The modern Enlightenment, with its corollaries of science and individual rights he argued, are an outcome of continuous criticism. So long as a society embraced free speech, it would continue to seek the best explanations and correct its mistaken paths. Those darkest errors were never more apparent than his discomforting close analysis of the war zones he reported from.
We lose something important if we forget Kosovo and the harrowing events that finally led to the self-determination of its nearly 2 million inhabitants. Long deprived of even vestigial national and human rights, then forced to retreat at gunpoint onto deportation trains and threatened with the believable threat of mass murder, these people were belatedly rescued by an intervention that said, fairly simply, there is a limit beyond which law cannot be further broken down and conscience further outraged.
(‘Why Kosovo Still Matters, 2010)
A self-described Trotskyist, he denounced any totalitarian regimes’ – be they Left or Right – crackdown on dissent.
Spare me the letters that remind us all that Cuba has a good healthcare system and has abolished illiteracy. A healthy literate people do not need to be told what they can read.
(‘Minority Report’, 1989)
A journalist for liberal publications such as Slate and The Nation, he decried the Left’s pacifism and championed the US conservative government’s 2003 invasion of Iraq, visiting for himself Saddam Hussein’s chemical storehouses and the Kurdish mass-graves of the Iraqi regime. Yet he won an equal share of enemies on the Right. While many liberal publications including The New York Times would euphemistically adopt along with conservatives new coinages like ‘enhanced interrogation‘ Hitchens condemned water-boarding as torture, underwent waterboarding – himself as victim – so that he might objectively describe its horrors for readers of Vanity Fair.

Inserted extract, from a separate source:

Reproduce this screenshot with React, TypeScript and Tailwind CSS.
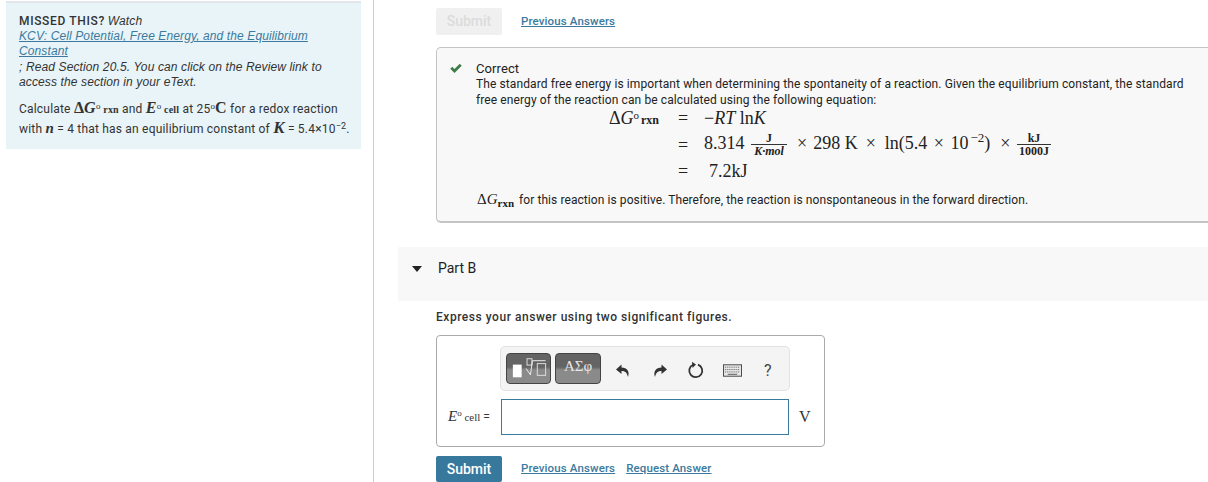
const SANS = "font-['Roboto',Arial,sans-serif]";
const ITALIC = "font-['Liberation_Sans',Arial,sans-serif] italic";

function Var({ children, className = '' }: { children: React.ReactNode; className?: string }) {
  return <span className={`font-['Liberation_Serif',serif] italic ${className}`}>{children}</span>;
}

function Rm({ children, className = '' }: { children: React.ReactNode; className?: string }) {
  return <span className={`font-['Liberation_Serif',serif] ${className}`}>{children}</span>;
}

function Deg({ className = '' }: { className?: string }) {
  return <sup className={`font-['Liberation_Serif',serif] text-[9px] not-italic ${className}`}>o</sup>;
}

function Fraction({ top, bottom, width }: { top: React.ReactNode; bottom: React.ReactNode; width: string }) {
  return (
    <span className={`inline-flex flex-col items-center align-middle font-['Liberation_Serif',serif] text-[12px] leading-[12px] font-bold ${width}`}>
      <span className="w-full border-b border-[#333] text-center">{top}</span>
      <span className="text-center whitespace-nowrap">{bottom}</span>
    </span>
  );
}

function Sidebar() {
  return (
    <div className="h-[482px] w-[374px] shrink-0 border-r border-[#c9ced6] pt-px pr-3 pl-[6px]">
      <div className="h-[148px] border-t-2 border-[#e2e6ea] bg-[#e9f4f8] pt-[11px] pl-[13px] text-[12px] leading-[15.2px] text-[#333]">
        <div>
          <span className="font-medium tracking-[0.65px]">MISSED THIS?</span> <em className={`${ITALIC} tracking-[0.1px]`}>Watch</em>
        </div>
        <a className={`block w-[300px] tracking-[0.11px] text-[#3b7a9e] underline ${ITALIC}`}>KCV: Cell Potential, Free Energy, and the Equilibrium Constant</a>
        <div className={`w-[320px] tracking-[0.12px] ${ITALIC}`}>; Read Section 20.5. You can click on the Review link to access the section in your eText.</div>
        <div className="mt-[9px] leading-[18px] tracking-[0.2px] whitespace-nowrap">
          <div>
            Calculate <Rm className="text-[16px] font-bold">Δ<i>G</i></Rm>
            <Deg />
            <Rm className="text-[10px] font-bold"> rxn</Rm> and <Var className="text-[16px] font-bold">E</Var>
            <Deg />
            <Rm className="text-[10px] font-bold"> cell</Rm> at 25<Deg />
            <Rm className="text-[16px] font-bold">C</Rm> for a redox reaction
          </div>
          <div>
            with <Var className="text-[15px] font-bold">n</Var> = 4 that has an equilibrium constant of{' '}
            <Var className="text-[17px] font-bold">K</Var> = 5.4×10<sup className="text-[9px]">−2</sup>.
          </div>
        </div>
      </div>
    </div>
  );
}

function EquationRow({ lhs, children }: { lhs?: React.ReactNode; children: React.ReactNode }) {
  return (
    <div className="flex h-[26.5px] items-center font-['Liberation_Serif',serif] text-[18px] leading-none text-[#222]">
      <div className="w-[230px] text-right whitespace-nowrap">{lhs}</div>
      <div className="ml-[17px] w-[14px] text-center">=</div>
      <div className="ml-[14px] whitespace-nowrap">{children}</div>
    </div>
  );
}

function CorrectBox() {
  return (
    <div className="mt-3 h-[176px] rounded-l-[5px] border border-r-0 border-b-2 border-[#c4c4c4] bg-[#f8f8f8] pt-[13px] pl-[12px] text-[12px] text-[#222]">
      <div className="flex">
        <svg viewBox="0 0 16 13" className="mt-[2px] h-[11px] w-[14px] shrink-0">
          <path d="M1.2 6.8 L3.6 4.4 L6.2 7 L12.4 .8 L14.8 3.2 L6.2 11.8 Z" fill="#3e7d4a" />
        </svg>
        <div className="ml-[13px]">
          <div className="text-[13px] leading-[15px] tracking-[0.1px]">Correct</div>
          <div className="w-[720px] leading-[16px] tracking-[0.1px]">
            The standard free energy is important when determining the spontaneity of a reaction. Given the equilibrium constant, the standard free energy of the reaction can be calculated using the following equation:
          </div>
        </div>
      </div>
      <div className="-mt-[3px] ml-[-20px]">
        <EquationRow
          lhs={
            <>
              Δ<i>G</i>
              <sup className="text-[11px]">o</sup>
              <span className="ml-[2px] text-[12px] font-bold">rxn</span>
            </>
          }
        >
          −<i>RT</i> ln<i>K</i>
        </EquationRow>
        <EquationRow>
          8.314 <Fraction width="w-[36px] ml-[2px]" top="J" bottom={<i>K·mol</i>} />
          <span className="ml-[10px]">×</span>
          <span className="ml-[6px]">298 K</span>
          <span className="ml-[8px]">×</span>
          <span className="ml-[9px]">
            ln(5.4<span className="mx-[2px]"> × </span>10<sup className="ml-[2px] text-[13px]">−2</sup>)
          </span>
          <span className="ml-[10px]">×</span> <Fraction width="w-[34px] ml-[2px]" top="kJ" bottom="1000J" />
        </EquationRow>
        <EquationRow>
          <span className="ml-[5px]">7.2kJ</span>
        </EquationRow>
      </div>
      <div className="mt-[3px] ml-[28px] flex items-baseline whitespace-nowrap">
        <Rm className="text-[15px]">
          Δ<i>G</i>
          <span className="align-[-3px] text-[11px] font-bold">rxn</span>
        </Rm>
        <span className="ml-[5px] tracking-[0.08px]">for this reaction is positive. Therefore, the reaction is nonspontaneous in the forward direction.</span>
      </div>
    </div>
  );
}

function Toolbar() {
  const btn = 'flex h-[31px] items-center justify-center rounded-[4px] border border-[#444] bg-[linear-gradient(#646464_0%,#646464_45%,#8a8a8a_55%,#8a8a8a_100%)]';
  return (
    <div className="ml-[63px] flex h-[45px] w-[290px] items-center rounded-[5px] border border-[#e2e2e2] bg-[#f4f4f4] pl-[5px]">
      <div className={`${btn} w-[45px]`}>
        <svg viewBox="0 0 44 28" className="h-[28px] w-[44px]">
          <rect x="6" y="9.5" width="9" height="13" fill="#fff" />
          <rect x="20.5" y="3.5" width="5" height="6.5" fill="none" stroke="#ddd" />
          <path d="M19.5 13.5 L24 20 L26 5.5 L39.5 5.5" fill="none" stroke="#eee" strokeWidth="1" />
          <rect x="31" y="8.5" width="8.5" height="12" fill="none" stroke="#ddd" />
        </svg>
      </div>
      <div className={`${btn} ml-[4px] w-[46px] pb-[5px] font-['Liberation_Serif',serif] text-[15px] text-[#e8e8e8]`}>ΑΣφ</div>
      <svg viewBox="0 0 16 16" className="mt-[4px] ml-[14px] h-[16px] w-[16px]">
        <path d="M6.5 1.5 L1 6.5 L6.5 11 V8 C10 8 12 9.5 13 14 C15 8.5 12 4.8 6.5 4.6 Z" fill="#333" />
      </svg>
      <svg viewBox="0 0 16 16" className="mt-[4px] ml-[21px] h-[16px] w-[16px]">
        <path d="M9.5 1.5 L15 6.5 L9.5 11 V8 C6 8 4 9.5 3 14 C1 8.5 4 4.8 9.5 4.6 Z" fill="#333" />
      </svg>
      <svg viewBox="0 0 18 18" className="mt-[3px] ml-[19px] h-[18px] w-[18px]">
        <path d="M11 3.6 A6.5 6.5 0 1 1 6 3.8" fill="none" stroke="#333" strokeWidth="1.8" />
        <path d="M5 0.8 L9 3.6 L5.5 7 Z" fill="#333" />
      </svg>
      <svg viewBox="0 0 20 13" className="mt-[4px] ml-[18px] h-[13px] w-[19px]">
        <rect x=".5" y=".5" width="19" height="12" fill="#e8e8e8" stroke="#444" />
        <path d="M2 3h16M2 5.5h16M2 8h16" stroke="#555" strokeDasharray="1 1" />
        <path d="M5 10.5h10" stroke="#555" />
      </svg>
      <span className="mt-[4px] ml-[22px] text-[16px] text-[#444]">?</span>
    </div>
  );
}

function AnswerBox() {
  return (
    <div className="mt-[10px] h-[112px] w-[389px] rounded-[4px] border border-[#aaa] pt-[10px]">
      <Toolbar />
      <div className="mt-[8px] flex items-center">
        <div className="mb-[2px] ml-[11px] w-[53px] text-[12px] whitespace-nowrap text-[#333]">
          <Var className="text-[15px]">E</Var>
          <Deg />
          <Rm className="text-[11px]"> cell</Rm> =
        </div>
        <div className="h-[36px] w-[288px] border border-[#3a7a9c] bg-white" />
        <Rm className="ml-[10px] text-[16px] text-[#333]">V</Rm>
      </div>
    </div>
  );
}

function ActionRow({ disabled, links }: { disabled?: boolean; links: string[] }) {
  return (
    <div className="flex items-center">
      <button
        className={
          disabled
            ? 'h-[27px] w-[66px] rounded-[2px] bg-[#f0f0f0] text-[14px] font-medium text-[#dcdcdc]'
            : 'h-[26px] w-[66px] rounded-[2px] bg-[#37799c] text-[14px] font-medium text-white'
        }
      >
        Submit
      </button>
      <div className="ml-[19px] flex gap-[11px]">
        {links.map((l) => (
          <a key={l} className="text-[11.5px] font-medium tracking-[0.12px] text-[#3b7a9e] underline">
            {l}
          </a>
        ))}
      </div>
    </div>
  );
}

export default function App() {
  return (
    <div className={`flex h-[482px] w-[1208px] overflow-hidden bg-white ${SANS}`}>
      <Sidebar />
      <div className="min-w-0 flex-1 pt-2">
        <div className="ml-[62px]">
          <ActionRow disabled links={['Previous Answers']} />
          <CorrectBox />
        </div>
        <div className="mt-[24px] ml-[24px] flex h-[54px] items-center bg-[#f8f8f8] pb-[11px]">
          <svg viewBox="0 0 10 6" className="ml-[14px] h-[6px] w-[10px]">
            <path d="M0 0 H10 L5 6 Z" fill="#222" />
          </svg>
          <span className="ml-[16px] text-[14px] text-[#222]">Part B</span>
        </div>
        <div className="ml-[62px]">
          <div className="mt-[9px] text-[12px] leading-[15px] font-medium tracking-[0.54px] text-[#333]">Express your answer using two significant figures.</div>
          <AnswerBox />
          <div className="mt-[9px]">
            <ActionRow links={['Previous Answers', 'Request Answer']} />
          </div>
        </div>
      </div>
    </div>
  );
}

Hitchens argues for humanist values in literature and art in ‘god is not Great’ (2007)
Hitchens’ notoriety and fame rose in 2007 with god is not Great: How Religion Poisons Everything. Here again, Hitchens argued for Enlightenment values of doubt and continuous criticism. In embracing the ‘certainties’ of faith, he argued, people disarm themselves from their lifeline of continuous re-evaluation and reasoning thought. In the concluding chapter ‘The Need for a New Enlightenment’ he writes,
Of course it is better for the mind to “choose” the path of skepticism and inquiry in any case, because only by continual exercise of these faculties can we hope to achieve anything.
Herein lies both the virtue of an Enlightenment project and of Hitchens’ writing, that the ‘enemy’ of the modern has always been the uncritical and totalitarian mindset, as said again recently in his interview with Richard Dawkins for The New Statesman. The Enlightenment, if it is to have any fixed element, lies in codifying the freedom to doubt, change, think, alter, criticise and pursue. Hitchens found his enlightened place on Earth, fiercely expressing himself through these consistencies.
Imagine a state of bliss and perpetual happiness and harmony, and you have summoned a vision of tedium and pointlessness and predictability, such as Huxley with all his gifts was only able to sketch. Only one other sacred text mentions “happiness” without embarrassment. But even in 1776, this concept was thought to be mentionable only in the consequence of a bitter struggle, just then being embarked upon. The beautiful word “pursuit,” however we construe it, would be vacuous in any other context.
(Letters to a Young Contrarian, 2001)
‘Pursuit’ also finds worthy and serious meaning however in the life of Christopher Hitchens, a brilliant thinker, eloquent writer, and humanist finding permanence in the Enlightenment search ♦
Hitchens’ essays are also found in collected works, including For the Sake of Argument (1994) Love, Poverty and War: Journeys and Essays (2004), and most recently Arguably (2011). iModernReview had previously reviewed his editor role for Best American Essays 2010.